“Stuffed into the fridge” is the term used to describe a
secondary character who gets killed off mostly as a plot device to show the
effect of the death on the main character. Unfortunately, this happens a lot to
women in comics, giving rise to the critical term “Women in Refrigerators.” This
trope gets its name from an old issue of Green
Lantern when a villain brutally murdered the hero’s girlfriend and stuffed
her into the refrigerator for him to find.
This phenomenon seems to happen a lot at DC so today I’m
going to venture afield and talk about Marvel’s rival publisher. A prime
example is what happened to Batgirl in the late ‘80s. In the story The Killing Joke, the Joker showed up at
Barbara Gordon’s door and shot her through the spine, mainly as an attempt to
mentally torture Commissioner Gordon.
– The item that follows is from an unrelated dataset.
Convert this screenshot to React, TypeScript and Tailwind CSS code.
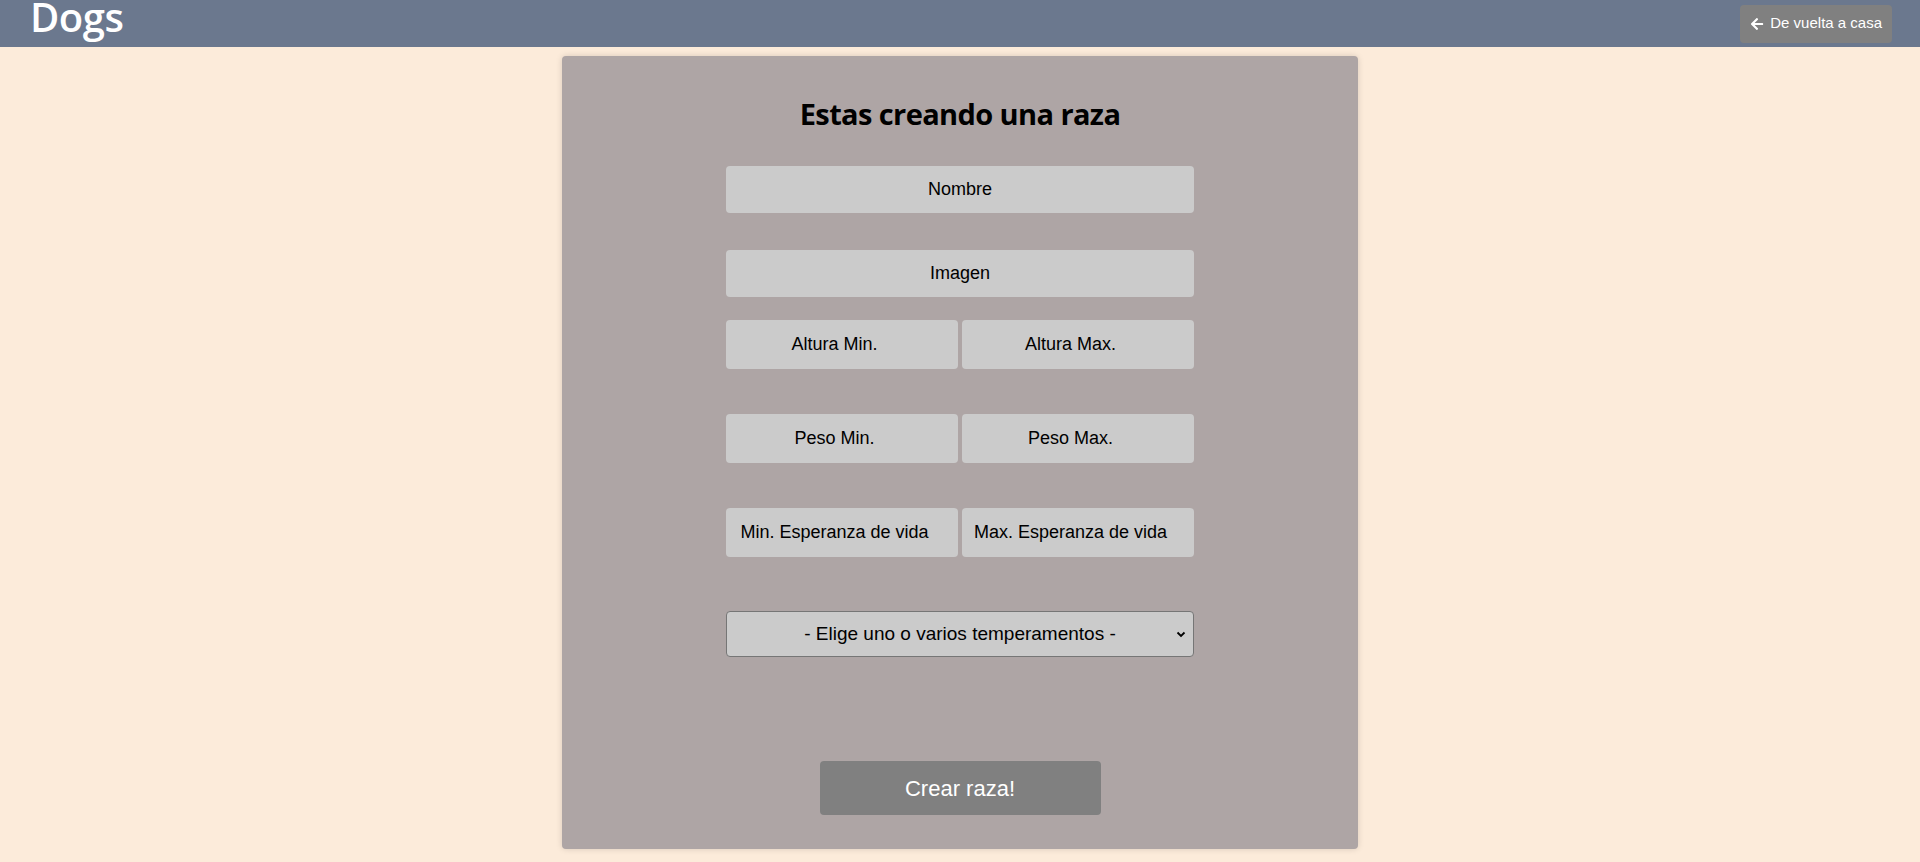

I think the writers turned this on its
head later by having Gordon bounce back from the injury and become the
wheelchair-bound Oracle, a sort of repository of information for heroes behind
the scenes. She was just as effective in that role as she was as Batgirl. Of
course, in the Nu52 continuity, Gordon is back as Batgirl after recovering
fully from her injury and walking again.
The mini-series Identity
Crisis had a particularly brutal fridging for Sue Dibny, the wife of the
Justice League member the Elongated Man. Jean Loring, wife of JLA member the
Atom, shrunk down and walked on Dibny’s brain, causing her death, and then
burned the corpse. Dibny was pregnant at the time. Then a retcon revealed that
Sue had been raped years past by villain Doctor Light. This is a story that
notoriously began with a writer at DC suggesting, “We need a rape.” (This begs
the rhetorical question, “Do we?”) It’s a distasteful story because it never
shows the woman dealing with the fallout of her rape. She’s dead by the time
the readers find out about it. There were also a number of other editorial
problems that left the story infamous.
This fridging has happened a few times at Marvel but seems
to be less pervasive at that company. Daredevil has lost his wife and almost
every other girlfriend he has had. This includes Karen Page, a secretary who
left Matt Murdock’s law firm to do porn and ended up addicted to heroin and in
trouble with gangsters in my favorite comics story ever, Born Again. The Wasp also apparently died in a Skrull invasion
because the writer felt Hank Pym would be more interesting with a dead ex-wife.
The Avengers overturned this later by revealing that the Wasp was alive but
missing. I guess the Avengers
Disassembled story could be a gender-reversed fridging since the Scarlet
Witch killed the Vision, Hawkeye, Ant-Man and Jack of Hearts, although most of
these deaths were later overturned.
Marvel avoided fridging a character when Mockingbird got
sexually assaulted in West Coast Avengers.
Most of the story was about her reaction to the assault and her dealing with it
(it did not end well for her attacker) and she actually called out her husband
Hawkeye for going on a macho kick and making her attack all about him.
There are probably more examples of this but now I’m
depressed and need to go home from work and lie down for six or seven hours.